Half-integer

The set of all half-integers is often denoted $${\displaystyle \mathbb {Z} +{\tfrac {1}{2}}\quad =\quad \left({\tfrac {1}{2}}\mathbb {Z} \right)\smallsetminus \mathbb {Z} ~.}$$ The integers and half-integers together form a group under the addition operation, which may be denoted^[2] $${\displaystyle {\tfrac {1}{2}}\mathbb {Z} ~.}$$ However, these numbers do not form a ring because the product of two half-integers is not a half-integer; e.g. ${\displaystyle ~{\tfrac {1}{2}}\times {\tfrac {1}{2}}~=~{\tfrac {1}{4}}~\notin ~{\tfrac {1}{2}}\mathbb {Z} ~.}$^[3] The smallest ring containing them is ${\displaystyle \mathbb {Z} \left[{\tfrac {1}{2}}\right]}$, the ring of dyadic rationals.

• The sum of ${\displaystyle n}$ half-integers is a half-integer if and only if ${\displaystyle n}$ is odd. This includes ${\displaystyle n=0}$ since the empty sum 0 is not half-integer.
• The negative of a half-integer is a half-integer.
• The cardinality of the set of half-integers is equal to that of the integers. This is due to the existence of a bijection from the integers to the half-integers: ${\displaystyle f:x\to x+0.5}$, where ${\displaystyle x}$ is an integer.

The densest lattice packing of unit spheres in four dimensions (called the D₄ lattice) places a sphere at every point whose coordinates are either all integers or all half-integers. This packing is closely related to the Hurwitz integers: quaternions whose real coefficients are either all integers or all half-integers.^[4]

In physics, the Pauli exclusion principle results from definition of fermions as particles which have spins that are half-integers.^[5]

The energy levels of the quantum harmonic oscillator occur at half-integers and thus its lowest energy is not zero.^[6]

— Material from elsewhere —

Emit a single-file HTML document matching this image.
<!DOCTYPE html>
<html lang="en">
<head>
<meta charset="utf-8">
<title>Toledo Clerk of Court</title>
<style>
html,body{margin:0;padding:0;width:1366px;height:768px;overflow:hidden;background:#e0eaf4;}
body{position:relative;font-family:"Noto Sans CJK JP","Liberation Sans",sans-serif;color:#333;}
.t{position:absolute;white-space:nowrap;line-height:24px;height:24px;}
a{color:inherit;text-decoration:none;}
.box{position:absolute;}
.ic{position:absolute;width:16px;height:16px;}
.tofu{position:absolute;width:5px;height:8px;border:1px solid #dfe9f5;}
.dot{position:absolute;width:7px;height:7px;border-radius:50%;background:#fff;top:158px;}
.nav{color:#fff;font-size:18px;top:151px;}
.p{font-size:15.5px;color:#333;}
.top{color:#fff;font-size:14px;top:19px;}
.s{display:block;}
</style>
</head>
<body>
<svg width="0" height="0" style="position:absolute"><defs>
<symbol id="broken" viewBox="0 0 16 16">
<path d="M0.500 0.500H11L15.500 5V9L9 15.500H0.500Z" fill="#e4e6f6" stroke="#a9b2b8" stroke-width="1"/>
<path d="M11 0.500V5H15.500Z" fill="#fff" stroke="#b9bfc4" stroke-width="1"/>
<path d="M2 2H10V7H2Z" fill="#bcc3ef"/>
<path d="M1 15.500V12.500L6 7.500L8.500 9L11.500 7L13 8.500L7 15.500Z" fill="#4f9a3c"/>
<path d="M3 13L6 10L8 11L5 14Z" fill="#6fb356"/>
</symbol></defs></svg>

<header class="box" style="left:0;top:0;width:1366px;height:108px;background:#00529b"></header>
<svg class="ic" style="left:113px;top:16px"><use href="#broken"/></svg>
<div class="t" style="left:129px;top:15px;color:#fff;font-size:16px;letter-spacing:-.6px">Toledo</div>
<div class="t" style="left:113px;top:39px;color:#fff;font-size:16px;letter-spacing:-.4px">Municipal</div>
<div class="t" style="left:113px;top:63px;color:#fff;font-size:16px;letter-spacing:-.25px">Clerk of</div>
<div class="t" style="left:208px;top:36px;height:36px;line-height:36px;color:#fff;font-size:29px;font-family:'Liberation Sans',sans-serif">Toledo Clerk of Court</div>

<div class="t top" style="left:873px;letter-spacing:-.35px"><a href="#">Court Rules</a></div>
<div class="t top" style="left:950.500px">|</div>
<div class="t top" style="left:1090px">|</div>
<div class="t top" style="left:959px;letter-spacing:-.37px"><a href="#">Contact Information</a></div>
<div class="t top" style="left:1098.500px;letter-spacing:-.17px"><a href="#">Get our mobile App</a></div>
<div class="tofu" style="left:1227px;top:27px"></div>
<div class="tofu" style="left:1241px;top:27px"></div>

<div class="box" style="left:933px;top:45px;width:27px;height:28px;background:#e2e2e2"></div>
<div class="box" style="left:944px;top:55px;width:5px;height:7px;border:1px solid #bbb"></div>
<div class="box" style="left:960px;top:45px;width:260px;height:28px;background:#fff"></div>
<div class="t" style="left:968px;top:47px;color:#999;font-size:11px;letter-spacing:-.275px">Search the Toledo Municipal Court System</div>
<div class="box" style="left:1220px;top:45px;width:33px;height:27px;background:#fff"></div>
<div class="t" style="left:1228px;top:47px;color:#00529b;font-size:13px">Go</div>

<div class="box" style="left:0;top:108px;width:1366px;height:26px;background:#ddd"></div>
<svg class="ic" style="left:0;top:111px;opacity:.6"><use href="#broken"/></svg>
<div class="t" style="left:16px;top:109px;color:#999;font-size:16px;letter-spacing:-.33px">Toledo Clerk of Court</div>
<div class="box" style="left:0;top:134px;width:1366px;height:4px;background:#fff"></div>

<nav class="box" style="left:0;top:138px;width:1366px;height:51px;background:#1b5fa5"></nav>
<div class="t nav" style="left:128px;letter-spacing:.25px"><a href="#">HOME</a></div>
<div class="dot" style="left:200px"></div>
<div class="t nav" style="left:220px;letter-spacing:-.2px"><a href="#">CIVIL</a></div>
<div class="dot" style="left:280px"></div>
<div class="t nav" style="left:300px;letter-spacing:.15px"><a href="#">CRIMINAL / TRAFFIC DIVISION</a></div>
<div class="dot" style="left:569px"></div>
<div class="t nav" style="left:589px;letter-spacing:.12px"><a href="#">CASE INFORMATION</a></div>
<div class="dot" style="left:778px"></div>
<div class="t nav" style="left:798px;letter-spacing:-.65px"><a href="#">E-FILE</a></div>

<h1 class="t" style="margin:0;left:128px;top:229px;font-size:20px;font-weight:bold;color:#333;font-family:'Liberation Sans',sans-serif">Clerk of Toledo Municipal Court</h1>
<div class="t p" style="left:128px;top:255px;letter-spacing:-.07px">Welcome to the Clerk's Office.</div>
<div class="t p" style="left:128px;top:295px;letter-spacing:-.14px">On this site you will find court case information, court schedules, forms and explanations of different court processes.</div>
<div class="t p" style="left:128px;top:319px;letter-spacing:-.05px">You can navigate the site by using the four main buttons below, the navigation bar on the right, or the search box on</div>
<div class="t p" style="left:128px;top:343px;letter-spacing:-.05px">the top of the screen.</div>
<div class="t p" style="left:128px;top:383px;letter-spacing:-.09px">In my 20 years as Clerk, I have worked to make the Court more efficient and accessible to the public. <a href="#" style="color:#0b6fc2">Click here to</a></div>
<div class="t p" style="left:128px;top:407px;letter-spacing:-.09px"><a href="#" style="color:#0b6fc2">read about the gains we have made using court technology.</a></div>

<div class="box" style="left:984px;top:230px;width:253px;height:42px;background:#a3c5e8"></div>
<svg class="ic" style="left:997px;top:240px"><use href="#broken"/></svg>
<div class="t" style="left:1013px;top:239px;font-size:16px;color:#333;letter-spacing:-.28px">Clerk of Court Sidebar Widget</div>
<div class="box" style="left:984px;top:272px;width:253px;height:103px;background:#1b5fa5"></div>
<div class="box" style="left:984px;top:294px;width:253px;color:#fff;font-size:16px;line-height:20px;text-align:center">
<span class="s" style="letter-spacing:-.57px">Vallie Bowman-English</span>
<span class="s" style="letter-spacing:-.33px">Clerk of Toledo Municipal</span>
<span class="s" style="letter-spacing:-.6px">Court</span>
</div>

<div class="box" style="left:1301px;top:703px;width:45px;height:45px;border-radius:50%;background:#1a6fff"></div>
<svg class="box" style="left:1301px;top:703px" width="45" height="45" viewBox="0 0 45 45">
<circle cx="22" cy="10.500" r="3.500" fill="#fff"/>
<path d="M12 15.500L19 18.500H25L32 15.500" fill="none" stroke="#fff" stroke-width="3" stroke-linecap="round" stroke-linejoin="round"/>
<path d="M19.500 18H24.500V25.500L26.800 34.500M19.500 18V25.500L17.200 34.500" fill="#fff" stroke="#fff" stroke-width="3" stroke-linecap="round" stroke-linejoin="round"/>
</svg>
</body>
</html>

Although the factorial function is defined only for integer arguments, it can be extended to fractional arguments using the gamma function. The gamma function for half-integers is an important part of the formula for the volume of an n-dimensional ball of radius ${\displaystyle R}$,^[7] $${\displaystyle V_{n}(R)={\frac {\pi ^{n/2}}{\Gamma ({\frac {n}{2}}+1)}}R^{n}~.}$$ The values of the gamma function on half-integers are integer multiples of the square root of pi: $${\displaystyle \Gamma \left({\tfrac {1}{2}}+n\right)~=~{\frac {\,(2n-1)!!\,}{2^{n}}}\,{\sqrt {\pi \,}}~=~{\frac {(2n)!}{\,4^{n}\,n!\,}}{\sqrt {\pi \,}}~}$$ where ${\displaystyle n!!}$ denotes the double factorial.